Code that builds pages:
· · ·

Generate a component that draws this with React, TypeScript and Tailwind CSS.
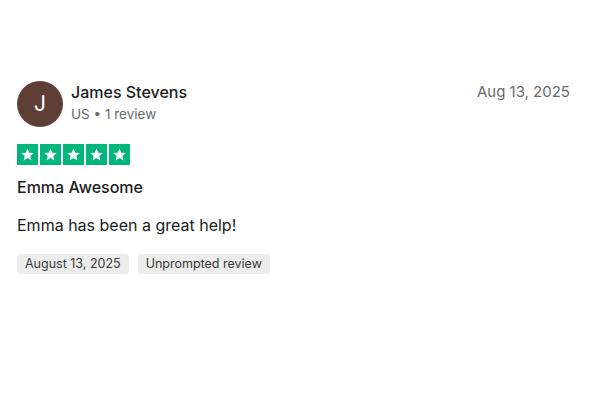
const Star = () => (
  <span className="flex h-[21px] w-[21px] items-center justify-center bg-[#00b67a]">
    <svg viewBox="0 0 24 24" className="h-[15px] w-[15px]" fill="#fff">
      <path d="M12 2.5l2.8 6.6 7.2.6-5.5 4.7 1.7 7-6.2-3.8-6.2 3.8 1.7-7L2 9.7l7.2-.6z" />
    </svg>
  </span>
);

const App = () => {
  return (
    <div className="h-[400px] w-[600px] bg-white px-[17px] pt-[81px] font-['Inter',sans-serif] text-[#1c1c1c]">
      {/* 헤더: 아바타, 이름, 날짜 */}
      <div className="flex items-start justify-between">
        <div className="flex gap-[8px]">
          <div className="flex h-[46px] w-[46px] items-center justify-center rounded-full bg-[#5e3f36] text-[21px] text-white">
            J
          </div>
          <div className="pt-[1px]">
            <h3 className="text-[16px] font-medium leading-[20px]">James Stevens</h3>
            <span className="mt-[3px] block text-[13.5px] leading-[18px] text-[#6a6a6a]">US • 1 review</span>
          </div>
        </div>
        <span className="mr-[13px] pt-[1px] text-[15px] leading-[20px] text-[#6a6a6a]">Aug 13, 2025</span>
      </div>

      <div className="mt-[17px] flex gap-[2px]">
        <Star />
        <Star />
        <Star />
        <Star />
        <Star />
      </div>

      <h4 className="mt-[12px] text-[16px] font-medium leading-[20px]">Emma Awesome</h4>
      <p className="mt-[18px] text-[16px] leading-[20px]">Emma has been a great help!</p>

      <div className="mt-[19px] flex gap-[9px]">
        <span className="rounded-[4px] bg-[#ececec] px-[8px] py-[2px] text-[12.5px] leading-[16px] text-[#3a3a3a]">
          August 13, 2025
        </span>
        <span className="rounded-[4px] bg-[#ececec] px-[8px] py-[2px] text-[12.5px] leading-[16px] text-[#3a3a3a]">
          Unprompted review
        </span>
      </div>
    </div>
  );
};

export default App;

· · ·

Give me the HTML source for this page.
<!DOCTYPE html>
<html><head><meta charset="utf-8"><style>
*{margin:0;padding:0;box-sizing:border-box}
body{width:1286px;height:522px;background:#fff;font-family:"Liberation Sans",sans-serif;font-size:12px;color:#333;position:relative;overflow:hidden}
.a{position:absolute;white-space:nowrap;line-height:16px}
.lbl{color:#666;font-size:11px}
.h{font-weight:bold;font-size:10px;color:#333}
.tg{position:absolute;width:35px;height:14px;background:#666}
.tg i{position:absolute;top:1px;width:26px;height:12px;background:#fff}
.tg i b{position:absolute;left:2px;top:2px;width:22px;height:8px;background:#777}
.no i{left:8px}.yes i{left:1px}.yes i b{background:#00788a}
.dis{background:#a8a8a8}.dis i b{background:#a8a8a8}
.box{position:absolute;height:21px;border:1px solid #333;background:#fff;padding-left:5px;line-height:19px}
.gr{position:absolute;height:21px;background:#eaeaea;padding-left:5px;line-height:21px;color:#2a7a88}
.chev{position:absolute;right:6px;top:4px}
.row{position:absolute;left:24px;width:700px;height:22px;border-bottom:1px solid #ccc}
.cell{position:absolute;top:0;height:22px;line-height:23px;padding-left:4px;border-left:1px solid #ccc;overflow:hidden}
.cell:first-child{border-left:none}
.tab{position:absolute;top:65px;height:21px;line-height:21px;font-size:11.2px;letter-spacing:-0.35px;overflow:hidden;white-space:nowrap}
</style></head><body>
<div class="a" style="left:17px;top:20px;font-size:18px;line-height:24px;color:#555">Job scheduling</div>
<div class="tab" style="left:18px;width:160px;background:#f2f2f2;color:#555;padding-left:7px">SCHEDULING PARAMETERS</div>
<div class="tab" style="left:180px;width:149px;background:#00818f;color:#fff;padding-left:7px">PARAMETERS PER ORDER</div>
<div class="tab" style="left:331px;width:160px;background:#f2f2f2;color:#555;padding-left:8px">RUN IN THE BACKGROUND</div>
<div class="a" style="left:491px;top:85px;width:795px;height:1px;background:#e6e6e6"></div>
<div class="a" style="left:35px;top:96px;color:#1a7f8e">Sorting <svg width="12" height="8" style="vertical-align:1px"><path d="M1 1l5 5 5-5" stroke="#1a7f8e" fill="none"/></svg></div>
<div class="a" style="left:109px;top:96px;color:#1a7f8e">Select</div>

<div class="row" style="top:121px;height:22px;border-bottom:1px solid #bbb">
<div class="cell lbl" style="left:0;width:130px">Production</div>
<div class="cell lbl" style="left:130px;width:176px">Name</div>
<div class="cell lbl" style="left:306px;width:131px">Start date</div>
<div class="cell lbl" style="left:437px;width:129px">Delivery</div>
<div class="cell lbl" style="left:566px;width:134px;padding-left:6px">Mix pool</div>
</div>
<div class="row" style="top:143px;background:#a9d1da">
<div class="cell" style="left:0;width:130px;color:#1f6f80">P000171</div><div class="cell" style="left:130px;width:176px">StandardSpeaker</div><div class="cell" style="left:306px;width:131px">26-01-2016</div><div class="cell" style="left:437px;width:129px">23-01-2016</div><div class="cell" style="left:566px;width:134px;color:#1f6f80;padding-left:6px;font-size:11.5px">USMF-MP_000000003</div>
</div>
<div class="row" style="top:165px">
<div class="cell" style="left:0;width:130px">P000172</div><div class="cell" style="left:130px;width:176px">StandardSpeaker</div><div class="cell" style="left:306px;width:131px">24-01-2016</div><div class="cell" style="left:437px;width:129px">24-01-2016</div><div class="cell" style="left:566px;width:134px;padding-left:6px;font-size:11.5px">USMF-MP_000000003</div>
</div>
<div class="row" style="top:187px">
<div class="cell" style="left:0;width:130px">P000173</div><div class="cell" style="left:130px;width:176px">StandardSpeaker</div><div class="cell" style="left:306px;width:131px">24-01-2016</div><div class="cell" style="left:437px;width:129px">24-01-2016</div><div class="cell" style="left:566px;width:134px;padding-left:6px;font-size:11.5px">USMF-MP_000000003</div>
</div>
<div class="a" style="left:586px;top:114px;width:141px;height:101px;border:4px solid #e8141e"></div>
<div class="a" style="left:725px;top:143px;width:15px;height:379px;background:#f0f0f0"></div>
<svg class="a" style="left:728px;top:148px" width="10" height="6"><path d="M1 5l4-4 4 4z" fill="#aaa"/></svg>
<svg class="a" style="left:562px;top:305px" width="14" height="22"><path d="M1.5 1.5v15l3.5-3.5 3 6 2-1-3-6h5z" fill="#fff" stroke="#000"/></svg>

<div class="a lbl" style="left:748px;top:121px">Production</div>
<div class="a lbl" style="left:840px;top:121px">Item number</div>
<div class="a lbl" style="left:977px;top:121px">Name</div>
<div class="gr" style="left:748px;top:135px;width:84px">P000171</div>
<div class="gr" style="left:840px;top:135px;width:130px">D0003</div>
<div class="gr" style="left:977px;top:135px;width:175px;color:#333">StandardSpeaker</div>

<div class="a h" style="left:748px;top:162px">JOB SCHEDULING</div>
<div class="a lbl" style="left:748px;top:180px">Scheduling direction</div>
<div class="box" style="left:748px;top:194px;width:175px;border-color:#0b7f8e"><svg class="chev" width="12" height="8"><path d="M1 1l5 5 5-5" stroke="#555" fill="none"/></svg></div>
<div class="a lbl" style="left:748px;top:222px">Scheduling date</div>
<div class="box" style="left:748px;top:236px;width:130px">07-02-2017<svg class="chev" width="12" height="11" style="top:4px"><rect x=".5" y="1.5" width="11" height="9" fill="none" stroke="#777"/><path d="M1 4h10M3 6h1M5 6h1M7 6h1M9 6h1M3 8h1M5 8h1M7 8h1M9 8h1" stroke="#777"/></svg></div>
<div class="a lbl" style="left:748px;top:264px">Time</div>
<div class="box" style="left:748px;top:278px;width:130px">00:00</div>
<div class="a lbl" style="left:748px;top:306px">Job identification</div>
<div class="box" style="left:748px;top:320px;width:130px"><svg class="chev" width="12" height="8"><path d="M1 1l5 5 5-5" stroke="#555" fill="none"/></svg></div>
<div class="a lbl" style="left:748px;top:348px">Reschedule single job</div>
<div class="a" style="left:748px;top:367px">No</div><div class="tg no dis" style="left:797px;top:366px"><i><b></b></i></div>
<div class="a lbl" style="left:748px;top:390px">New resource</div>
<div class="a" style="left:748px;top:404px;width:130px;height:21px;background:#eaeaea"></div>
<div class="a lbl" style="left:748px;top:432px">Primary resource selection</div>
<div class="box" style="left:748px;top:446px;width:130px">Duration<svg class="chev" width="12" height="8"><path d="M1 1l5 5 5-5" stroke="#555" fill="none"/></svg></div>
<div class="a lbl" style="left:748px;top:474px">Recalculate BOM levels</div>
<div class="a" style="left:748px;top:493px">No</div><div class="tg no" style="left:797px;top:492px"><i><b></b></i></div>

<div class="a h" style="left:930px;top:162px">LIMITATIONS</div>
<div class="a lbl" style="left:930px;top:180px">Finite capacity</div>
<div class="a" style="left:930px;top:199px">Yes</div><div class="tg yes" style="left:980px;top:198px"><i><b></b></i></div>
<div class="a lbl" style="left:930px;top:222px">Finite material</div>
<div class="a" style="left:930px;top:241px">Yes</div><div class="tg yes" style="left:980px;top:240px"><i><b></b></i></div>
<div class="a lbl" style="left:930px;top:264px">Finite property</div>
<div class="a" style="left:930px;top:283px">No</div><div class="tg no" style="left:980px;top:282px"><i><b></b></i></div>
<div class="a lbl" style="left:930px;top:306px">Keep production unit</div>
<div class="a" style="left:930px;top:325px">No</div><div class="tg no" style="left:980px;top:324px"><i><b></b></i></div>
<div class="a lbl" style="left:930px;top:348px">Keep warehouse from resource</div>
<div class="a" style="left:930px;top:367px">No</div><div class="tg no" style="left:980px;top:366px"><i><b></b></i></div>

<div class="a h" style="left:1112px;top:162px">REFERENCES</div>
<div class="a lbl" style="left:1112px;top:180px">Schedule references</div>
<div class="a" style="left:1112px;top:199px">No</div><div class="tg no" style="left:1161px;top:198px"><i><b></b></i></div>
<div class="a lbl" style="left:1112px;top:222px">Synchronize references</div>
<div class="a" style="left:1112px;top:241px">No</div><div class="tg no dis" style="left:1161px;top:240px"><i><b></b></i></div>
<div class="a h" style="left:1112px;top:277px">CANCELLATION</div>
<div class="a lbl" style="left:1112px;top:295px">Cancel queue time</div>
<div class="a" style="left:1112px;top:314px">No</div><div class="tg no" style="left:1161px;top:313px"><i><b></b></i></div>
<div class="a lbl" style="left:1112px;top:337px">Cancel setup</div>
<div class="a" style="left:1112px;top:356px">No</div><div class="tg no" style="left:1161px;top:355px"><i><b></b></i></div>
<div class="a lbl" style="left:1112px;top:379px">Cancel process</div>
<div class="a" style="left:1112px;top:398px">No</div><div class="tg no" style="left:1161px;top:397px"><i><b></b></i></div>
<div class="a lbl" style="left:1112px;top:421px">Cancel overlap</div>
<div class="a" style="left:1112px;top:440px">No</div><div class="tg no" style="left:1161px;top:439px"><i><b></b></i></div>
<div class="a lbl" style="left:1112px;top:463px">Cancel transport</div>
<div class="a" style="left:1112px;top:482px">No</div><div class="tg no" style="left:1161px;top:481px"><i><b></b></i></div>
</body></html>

· · ·

### Task to carry out
Each line above that includes "this" should be shown.

### Result below
Generate a component that draws this with React, TypeScript and Tailwind CSS.
Give me the HTML source for this page.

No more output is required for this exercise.